ARPA IPTO Director Larry Roberts, who would serve as the conference's chair, decided that an international conference would be the ideal place to showcase the capabilities of ARPANET. The conference was organized by BBN Technologies under the direction of Bob Kahn and was one of the first public demonstrations of computer networking technology and functionality as well as products of the ARPANET project. With the help of MIT professor Al Vezza, Khan enlisted help from across the country of scientists and students working with ARPANET. A Terminal Interface Processor was installed at the Hilton, connected to ARPANET by a dedicated phone line installed by AT&T, and then connected to dozens of terminals set up on the floor.

The conference began with a VIP reception on the 22nd before opening on the 24th. Despite some initial technical problems, the ARPANET demo was a "mind-blowing" success, connecting attendees to systems across the nation and abroad to engage them in a variety of activities, including interacting with an air traffic control system and playing computer chess. The success of the demo prompted an acceleration of the use and expansion of ARPANET, bringing the network closer to becoming the modern Internet.

Bob Metcalfe wrote the "Scenarios" that described 19 ways the network could be used. Other US researchers participating in the conference included Steve Crocker, Vint Cerf and Jon Postel; other international researchers attending included Donald Davies and Peter T. Kirstein from the United Kingdom and Louis Pouzin and Rémi Després from France. Pouzin hosted an international conference the previous year in Paris, where Crocker, Pouzin, Davies, and Kirstein agreed to form the International Network Working Group (INWG). Crocker saw that it would be useful to have an international version of the Network Working Group, which developed the Network Control Program (NCP) for the ARPANET. At the ICCC, Cerf was chosen as INWG's Chair on Crocker's recommendation. In addition, at the ICCC, Pouzin discussed his ideas for the CYCLADES network in France, which would go to influence the design of the Transmission Control Program and TCP/IP.'

== INFOCOM ==
The IEEE International Conference on Computer Communications, commonly known as IEEE INFOCOM, is a major annual conference on networking that has been held since 1982. It is sponsored by the IEEE Communications Society (ComSoc) and previously was jointly sponsored with the IEEE Computer Society.

=== History ===
The Technical Community on Computer Communications (TCCC) of the IEEE Computer Society (CS) began the LCN conference (now the IEEE Conference on Local Computer Networks) on September 16-17, 1976 in Minneapolis, Minnesota, sponsored by the University of Minnesota University Computer Center with the cooperation of Network Systems Corporation.

In the early 1980s, there was growing interest in data communications, a field pioneered in the 1960s by Donald Davies, as well as LAN technology, pioneered in the 1970s by Bob Metcalfe. In response, TCCC organized a conference meeting in 1982. Held in Las Vegas, Nevada, USA on March 30 – April 1, the General Chair was Harvey Freeman; TPC Chair was Vint Cerf; and keynote speakers were Larry Roberts and Bob Kahn.
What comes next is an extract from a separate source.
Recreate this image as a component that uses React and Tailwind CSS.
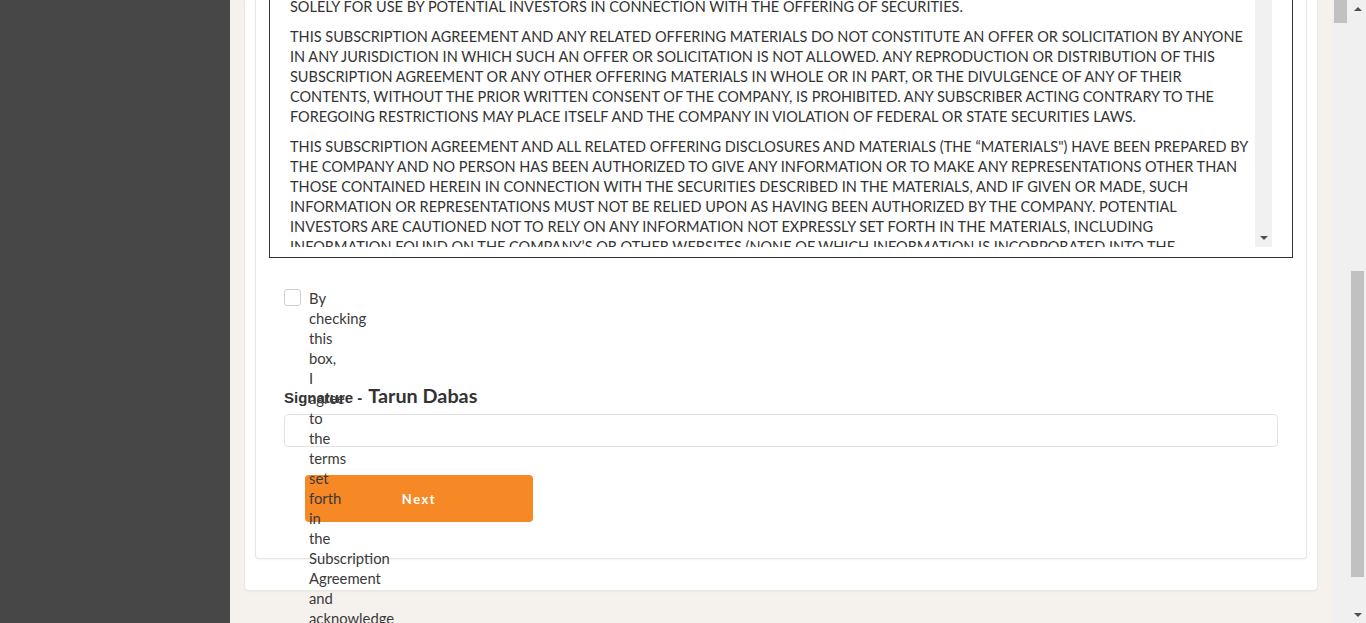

There were approximately 400 attendees; although this was half the number anticipated, the conference would be held again on an annual basis. It augmented, but did not replace, the existing Data Communications Symposium. It was a joint conference sponsored by the IEEE Computer Society (CS) and the IEEE Communications Society (ComSoc) until 2002 when it became solely sponsored by ComSoc.

The growing importance of the application of computers and database systems to communications and network management during the 1980s led to the 1987 inauguration of the IEEE Network Operations Management Symposium (NOMS).

INFOCOM has been held in many countries around the world, including Italy, Japan, Israel, Spain, and Brazil, as well as most regions of the US. It covers theoretical and systems research, including Internet technologies, wireless communications, and data centers.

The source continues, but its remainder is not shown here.